While it is often trivial to test a component at its maximum performance level, it is much harder to test it below this level. But this is important because the deployment will usually be done following a safety margin, and in general, operations people do not want to see any of their components work for extended periods of time beyond 80% of their capacity.

It turns out that while the choice of tool significantly reduces when trying to limit the traffic, it saves a lot of analysis time because the results are much cleaner, and the measures much less sensitive to environment perturbations. If a component works fine with 80% of the CPU usage, this leaves enough CPU available to deal with measurement tools, network retransmits and other occasional acitivities without substantially perturbating the tested component. The various queues and socket buffers across the whole network stack will not be filled with excessively long chains causing retransmits, and the output graphs tend to look good with a very high success rate. Overall, such approach is more accurate regarding the target use case (especially when it comes to latency measurements), and is the one which delivers the most reproductible measurements, to the point where they can easily be automated.

There is no exact rule around the way to proceed, but usually the approach consists in first checking for the component's apparent maximum capacity, and second reducing it to roughly 50-80% while still keeping round numbers and testing at such a level. For example if a component shows a maximum capacity oscillating between 160000 and 165000 requests per second, 80% will give 128000 to 132000, so fixing a plateau at 130000 in 10000 increments seems like this can provide an easily analysable report. If at 80% of its capacity it remains at more than 80% CPU usage, it can be worth going much lower, such as 50% until a very stable point is figured. Response times will usually fall faster than the performance, and for all users seeking very low latency it is important to keep this principle in mind.
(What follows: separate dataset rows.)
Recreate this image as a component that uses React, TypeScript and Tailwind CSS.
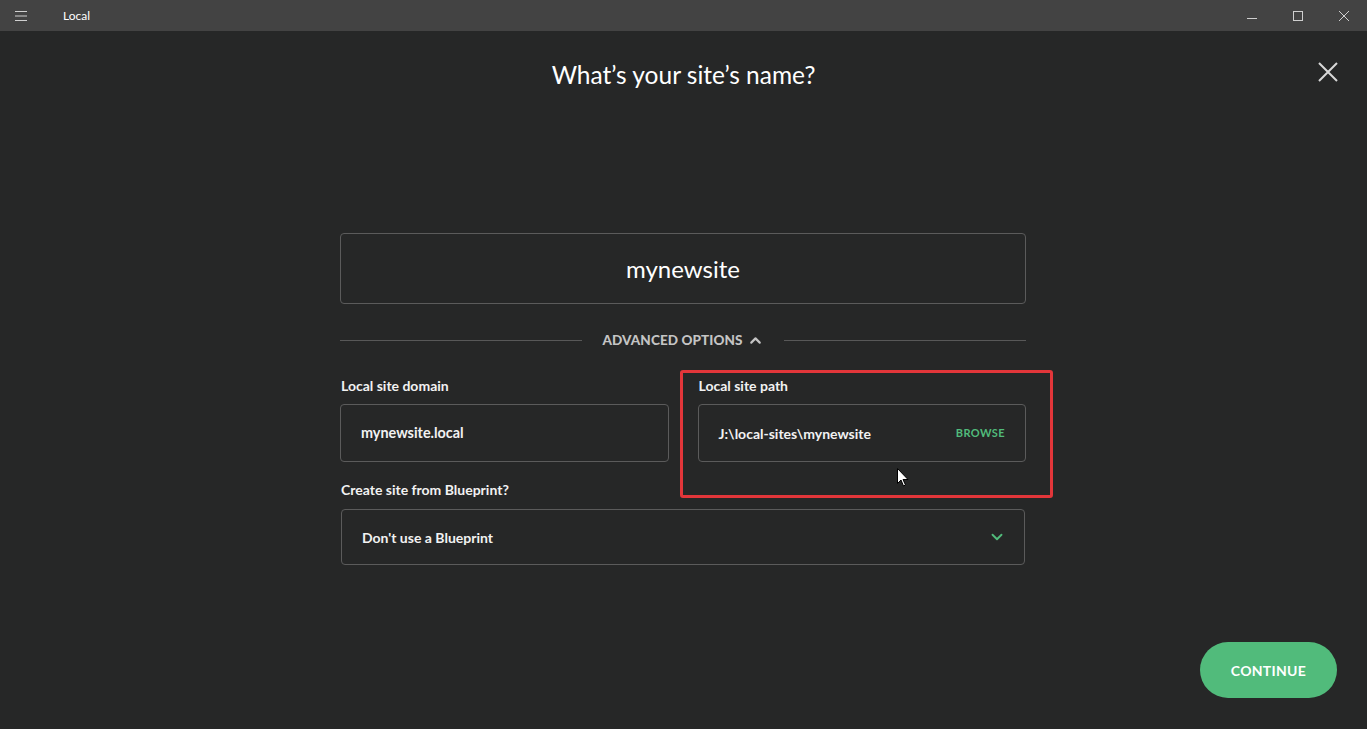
import { ChevronDown, ChevronUp } from "lucide-react";

const fontStack = { fontFamily: "Lato, 'Open Sans', sans-serif" };

const App = () => {
  return (
    <div
      className="flex h-[729px] w-[1367px] flex-col overflow-hidden bg-[#262727] text-white"
      style={fontStack}
    >
      {/* title bar */}
      <div className="flex h-[31px] shrink-0 items-center bg-[#434343]">
        <div className="flex w-[42px] justify-center">
          <svg viewBox="0 0 12 10" className="h-[10px] w-[12px] stroke-[#d0d0d0]" strokeWidth="1">
            <path d="M0 0.5h12M0 5h12M0 9.5h12" />
          </svg>
        </div>
        <span className="ml-[21px] text-[12px] text-white">Local</span>
        <div className="ml-auto flex h-full items-center">
          <div className="flex h-full w-[46px] items-center justify-center">
            <svg viewBox="0 0 10 10" className="h-[10px] w-[10px] stroke-[#cfcfcf]" strokeWidth="1">
              <path d="M0 7.5h10" />
            </svg>
          </div>
          <div className="flex h-full w-[46px] items-center justify-center">
            <svg viewBox="0 0 10 10" className="h-[10px] w-[10px] fill-none stroke-[#cfcfcf]" strokeWidth="1">
              <rect x="0.5" y="0.5" width="9" height="9" />
            </svg>
          </div>
          <div className="flex h-full w-[46px] items-center justify-center">
            <svg viewBox="0 0 10 10" className="h-[10px] w-[10px] stroke-[#cfcfcf]" strokeWidth="1">
              <path d="M0 0l10 10M10 0L0 10" />
            </svg>
          </div>
        </div>
      </div>

      {/* body */}
      <div className="relative flex flex-1 flex-col">
        <button className="absolute right-[29px] top-[31px] text-[#d8d8d8]" aria-label="close">
          <svg viewBox="0 0 20 20" className="h-[20px] w-[20px] stroke-current" strokeWidth="2">
            <path d="M1 1l18 18M19 1L1 19" />
          </svg>
        </button>

        <h1 className="mt-[28px] text-center text-[24.5px] leading-[32px] font-normal text-white">
          What’s your site’s name?
        </h1>

        <div className="ml-[340px] mt-[142px] w-[686px]">
          <div className="flex h-[71px] items-center justify-center rounded-[4px] border border-[#5b5b5b] text-[24px] text-white">
            mynewsite
          </div>

          <div className="mt-[26px] flex h-[20px] items-center">
            <div className="h-px flex-1 bg-[#585858]" />
            <div className="flex items-center gap-[4px] px-[20px] text-[13.5px] font-black tracking-[0.1px] text-[#c4c4c4]">
              ADVANCED OPTIONS
              <ChevronUp size={17} strokeWidth={3} />
            </div>
            <div className="h-px flex-1 bg-[#585858]" />
          </div>

          <div className="mt-[27px] grid grid-cols-2 gap-[29px]">
            <div>
              <div className="pl-px text-[14px] leading-[18px] font-bold text-[#f2f2f2]">
                Local site domain
              </div>
              <div className="mt-[9px] flex h-[58px] items-center rounded-[4px] border border-[#5b5b5b] px-[20px] text-[14.4px] font-bold text-[#f2f2f2]">
                mynewsite.local
              </div>
            </div>
            <div className="relative">
              <div className="pl-px text-[14px] leading-[18px] font-bold text-[#f2f2f2]">
                Local site path
              </div>
              <div className="mt-[9px] flex h-[58px] items-center justify-between rounded-[4px] border border-[#5b5b5b] pl-[20px] pr-[20px] text-[14px] font-bold text-[#f2f2f2]">
                <span>J:\local-sites\mynewsite</span>
                <span className="text-[11px] tracking-[0.4px] text-[#51bb7b]">BROWSE</span>
              </div>
              <div className="pointer-events-none absolute -bottom-[36px] -left-[18px] -right-[27px] -top-[7px] rounded-[3px] border-[3px] border-[#e2363a]" />
              <svg
                viewBox="0 0 12 19"
                className="pointer-events-none absolute left-[199px] top-[91px] h-[19px] w-[12px]"
              >
                <path
                  d="M0.5 0.5v15l3.5-3.5 2.5 6 2-1-2.5-5.5h5z"
                  fill="#ffffff"
                  stroke="#000000"
                  strokeWidth="1"
                />
              </svg>
            </div>
          </div>

          <div className="mt-[19px] pl-px text-[14px] leading-[18px] font-bold text-[#f2f2f2]">
            Create site from Blueprint?
          </div>
          <div className="mx-px mt-[10px] flex h-[56px] items-center justify-between rounded-[4px] border border-[#5b5b5b] pl-[20px] pr-[18px] text-[14px] font-bold text-[#f2f2f2]">
            <span>Don't use a Blueprint</span>
            <ChevronDown size={18} strokeWidth={2.5} className="text-[#51bb7b]" />
          </div>
        </div>

        <div className="mt-auto flex justify-end pb-[31px] pr-[30px]">
          <button className="flex h-[56px] w-[137px] items-center justify-center rounded-full bg-[#51bb7b] text-[14px] font-bold tracking-[0.3px] text-white">
            CONTINUE
          </button>
        </div>
      </div>
    </div>
  );
};

export default App;
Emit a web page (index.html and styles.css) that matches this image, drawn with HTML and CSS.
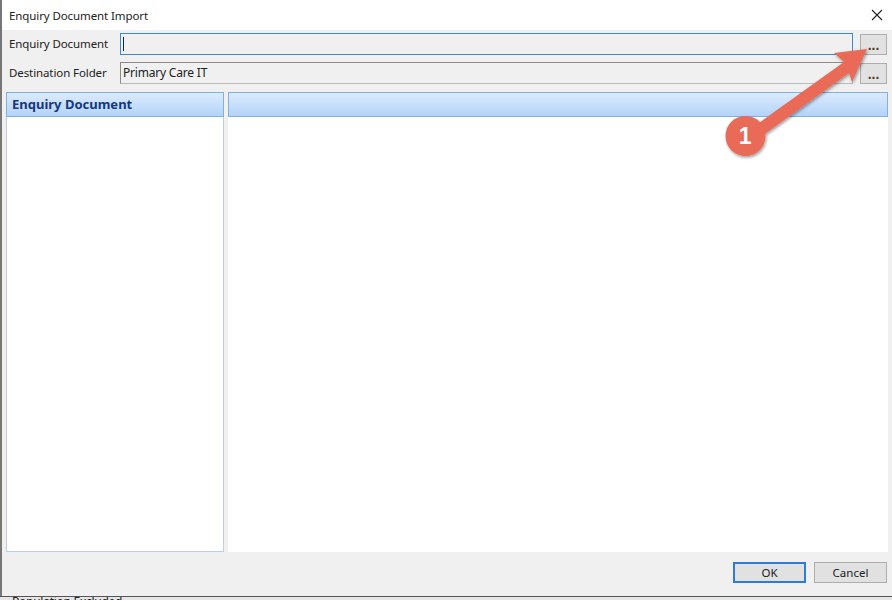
FILE: index.html
```html
<!DOCTYPE html>
<html lang="en">
<head>
<meta charset="utf-8">
<title>Enquiry Document Import</title>
<link rel="stylesheet" href="styles.css">
</head>
<body>
<div class="window">
  <header class="titlebar">
    <span class="title">Enquiry Document Import</span>
    <svg class="close" width="12" height="12" viewBox="0 0 12 12"><path d="M1 1 L11 11 M11 1 L1 11" stroke="#222" stroke-width="1.1" fill="none"/></svg>
  </header>
  <main class="dialog">
    <div class="form">
      <div class="row">
        <label class="label">Enquiry Document</label>
        <div class="field focused"><span class="caret"></span></div>
        <button class="browse">...</button>
      </div>
      <div class="row">
        <label class="label">Destination Folder</label>
        <div class="field">Primary Care IT</div>
        <button class="browse">...</button>
      </div>
    </div>
    <div class="panels">
      <section class="panel left">
        <div class="panel-head">Enquiry Document</div>
        <div class="panel-body bordered"></div>
      </section>
      <section class="panel right">
        <div class="panel-head"></div>
        <div class="panel-body"></div>
      </section>
    </div>
    <footer class="actions">
      <button class="action default">OK</button>
      <button class="action">Cancel</button>
    </footer>
  </main>
  <div class="under"><span>Population Excluded</span></div>
</div>
<svg class="annotation" width="892" height="600" viewBox="0 0 892 600">
  <defs>
    <filter id="shadow" x="-20%" y="-20%" width="140%" height="140%">
      <feDropShadow dx="1" dy="1.5" stdDeviation="1.5" flood-color="#000" flood-opacity="0.4"/>
    </filter>
  </defs>
  <g filter="url(#shadow)" fill="#e96a57">
    <path d="M752 128 L844 62 L834 53 L867 49 L852 82 L849 73 L758 139 Z"/>
    <circle cx="745.5" cy="136" r="20"/>
  </g>
</svg>
<span class="badge">1</span>
</body>
</html>
```
FILE: styles.css
```css
* { box-sizing: border-box; }
html, body { margin: 0; padding: 0; height: 600px; overflow: hidden; }
body { position: relative; background: #fff; font-family: "Noto Sans", "DejaVu Sans", sans-serif; font-size: 11.5px; letter-spacing: -0.1px; color: #222; }
.window { height: 600px; display: flex; flex-direction: column; border-left: 2px solid #777; }
.titlebar { height: 30px; flex: none; background: #fff; display: flex; align-items: center; justify-content: space-between; padding: 0 9px 0 7px; }
.close { display: block; }
.dialog { height: 566px; flex: none; background: #f0f0f0; display: flex; flex-direction: column; }
.form { display: flex; flex-direction: column; gap: 7px; padding: 3px 5px 0 7px; }
.row { display: flex; align-items: center; height: 22px; }
.label { width: 111px; flex: none; padding-bottom: 1px; }
.field { flex: 1; height: 22px; margin-right: 7px; background: #f0f0f0; border: 1px solid #8a8a8a; border-bottom-color: #bbb; border-right-color: #bbb; padding: 0 2px 2px; font-size: 12px; letter-spacing: -0.2px; display: flex; align-items: center; }
.field.focused { border: 1px solid #3d86d8; padding-bottom: 0; }
.caret { width: 1px; height: 14px; background: #222; }
.browse { width: 27px; height: 21px; flex: none; padding: 2px 0 0; background: #e1e1e1; border: 1px solid #adadad; font-family: "Liberation Sans", sans-serif; font-size: 14px; font-weight: 700; letter-spacing: 0; color: #4a3a30; line-height: 1; }
.panels { height: 460px; flex: none; margin-top: 8px; padding: 0 4px 0 4px; display: flex; gap: 4px; }
.panel { display: flex; flex-direction: column; }
.left { width: 218px; flex: none; }
.right { flex: 1; }
.panel-head { height: 25px; flex: none; background: linear-gradient(#dcebfd, #b3d3fa); border: 1px solid #7fb0e6; color: #15387c; font-weight: 700; font-size: 13px; letter-spacing: 0; line-height: 23px; padding-left: 5px; }
.panel-body { flex: 1; background: #fff; }
.bordered { border: 1px solid #bccde6; border-top: 0; }
.actions { flex: 1; display: flex; justify-content: flex-end; gap: 8px; padding: 10px 5px 0 0; }
.action { width: 73px; height: 21px; padding: 0; background: #e1e1e1; border: 1px solid #adadad; font: inherit; color: #222; }
.action.default { border: 2px solid #2f7bd9; }
.under { flex: 1; background: #e6e6e6; border-top: 1px solid #555; margin-left: -2px; padding-left: 12px; font-size: 12px; letter-spacing: -0.25px; line-height: 9px; overflow: hidden; }
.annotation { position: absolute; left: 0; top: 0; }
.badge { position: absolute; left: 725px; top: 116px; width: 40px; height: 40px; text-align: center; line-height: 40px; color: #fff; font-family: "Liberation Sans", sans-serif; font-weight: 700; font-size: 23px; }
```
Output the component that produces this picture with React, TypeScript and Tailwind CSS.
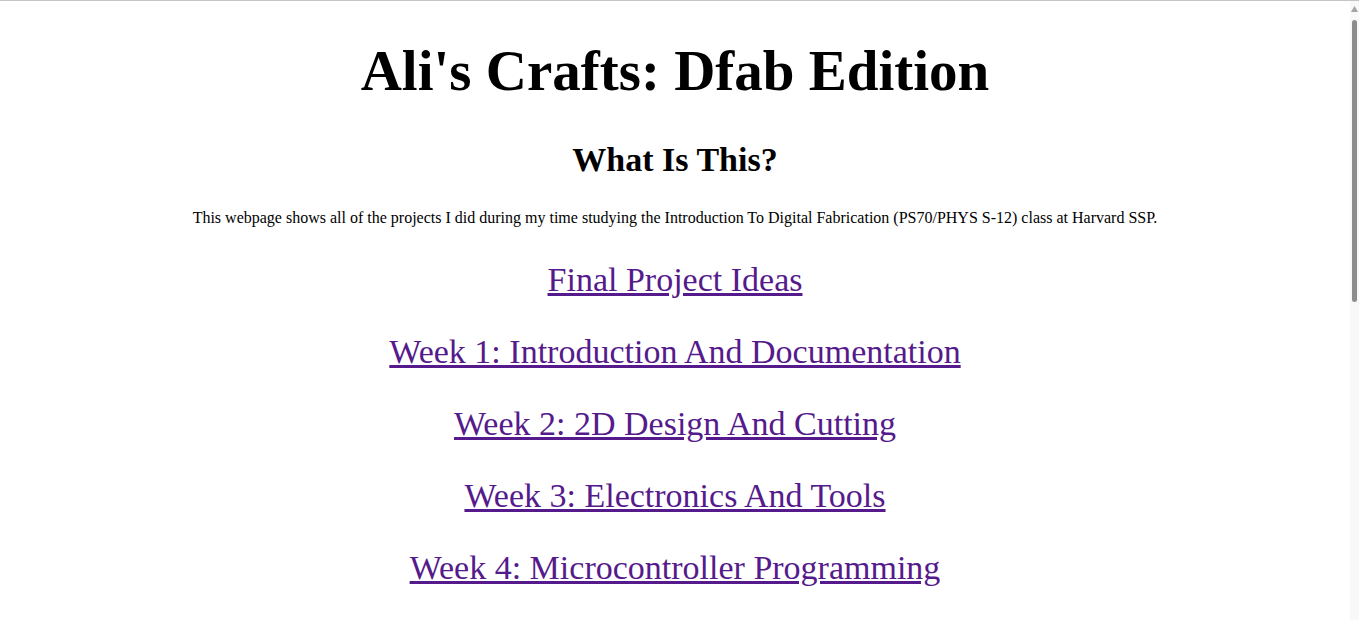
import React from 'react';

const links = [
  'Final Project Ideas',
  'Week 1: Introduction And Documentation',
  'Week 2: 2D Design And Cutting',
  'Week 3: Electronics And Tools',
  'Week 4: Microcontroller Programming',
];

export default function App() {
  return (
    <div className="h-[620px] overflow-hidden bg-white flex flex-col font-['Liberation_Serif','Times_New_Roman',serif] text-black">
      {/* browser edge line */}
      <div className="h-px bg-[#c4c4c4]" />
      <div className="flex flex-1 min-h-0">
        <main className="flex-1 text-center">
          <h1 className="mt-[34px] text-[57px] leading-[72px] font-bold">Ali's Crafts: Dfab Edition</h1>
          <h2 className="mt-[33px] text-[34px] leading-[40px] font-bold">What Is This?</h2>
          <p className="mt-[28px] text-[16px] leading-[20px]">
            This webpage shows all of the projects I did during my time studying the Introduction To Digital
            Fabrication (PS70/PHYS S-12) class at Harvard SSP.
          </p>
          <div className="mt-[32px] flex flex-col items-center gap-[32px]">
            {links.map(name => (
              <a key={name} href="#" className="text-[34px] leading-[40px] text-[#551a8b] underline">
                {name}
              </a>
            ))}
          </div>
        </main>
        {/* scrollbar */}
        <div className="w-[9px] bg-[#f8f8f8] flex flex-col items-center pt-[5px]">
          <svg width="7" height="6" viewBox="0 0 7 6">
            <path d="M3.5 0L7 6H0Z" fill="#a3a3a3" />
          </svg>
          <div className="mt-[8px] w-[5px] h-[282px] rounded-full bg-[#8c8c8c]" />
        </div>
      </div>
    </div>
  );
}
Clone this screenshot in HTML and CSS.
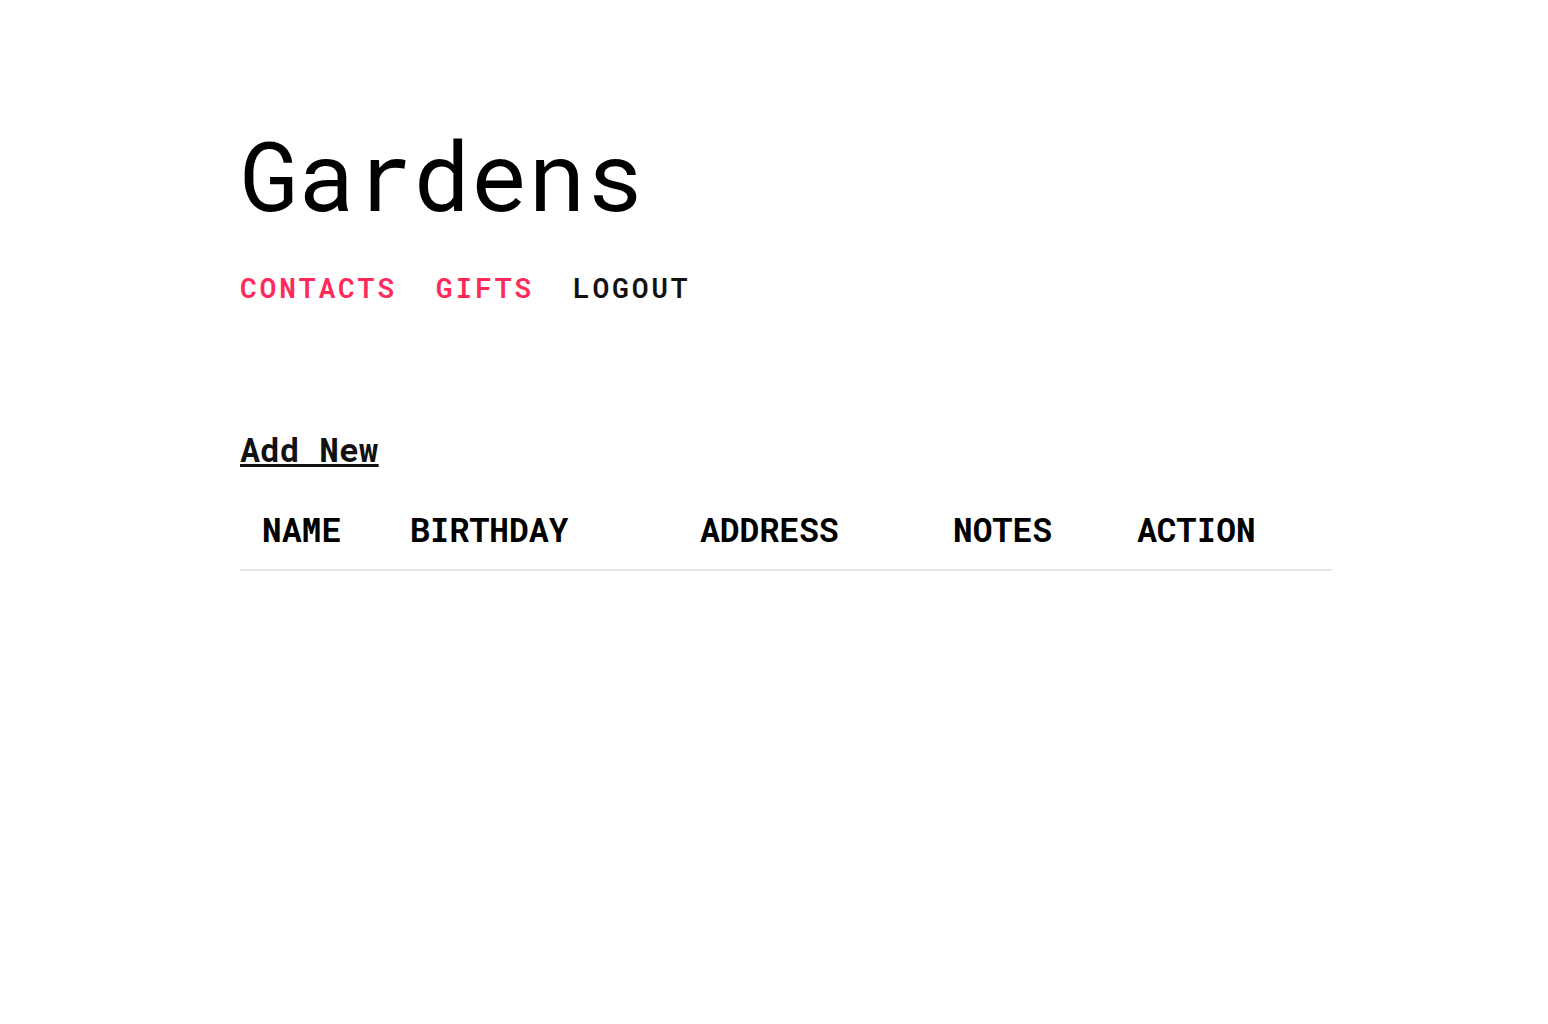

Adapting to the test environment

Sometimes the choice of tools is limited due to a specific protocol that has to be used, to the choice of a special tool that eases the production of a report, or due to an internal choice dictated by the fact that a company is paying a licence for a specific test product. And it can happen that such tools are not sufficient to saturate the component to be tested. Fortunately, while proxies cause lots of difficulties in tests, this is an area where they are convenient.

A good solution consists in chaining the proxy multiple times over itself. For example, in order to multiply its outer load by 10, it ought to be listening on 10 ports (or addresses) all daisy-chained, with the first one being used by the client and the last one going to the server. This will definitely not accurately reproduce the same observations as the machine being hit by 10 times the load, but it will at least provide some good confidence in what the component alone is capable of, and will show how several of them compare to each other. This is definitely something useful for developers who want to magnify the effect of their code changes without requiring a large setup. This only works when the same protocols can be used all along the chain and when the component to be tested is supposed to perform equally at various stages. This should not be used to publish reports though.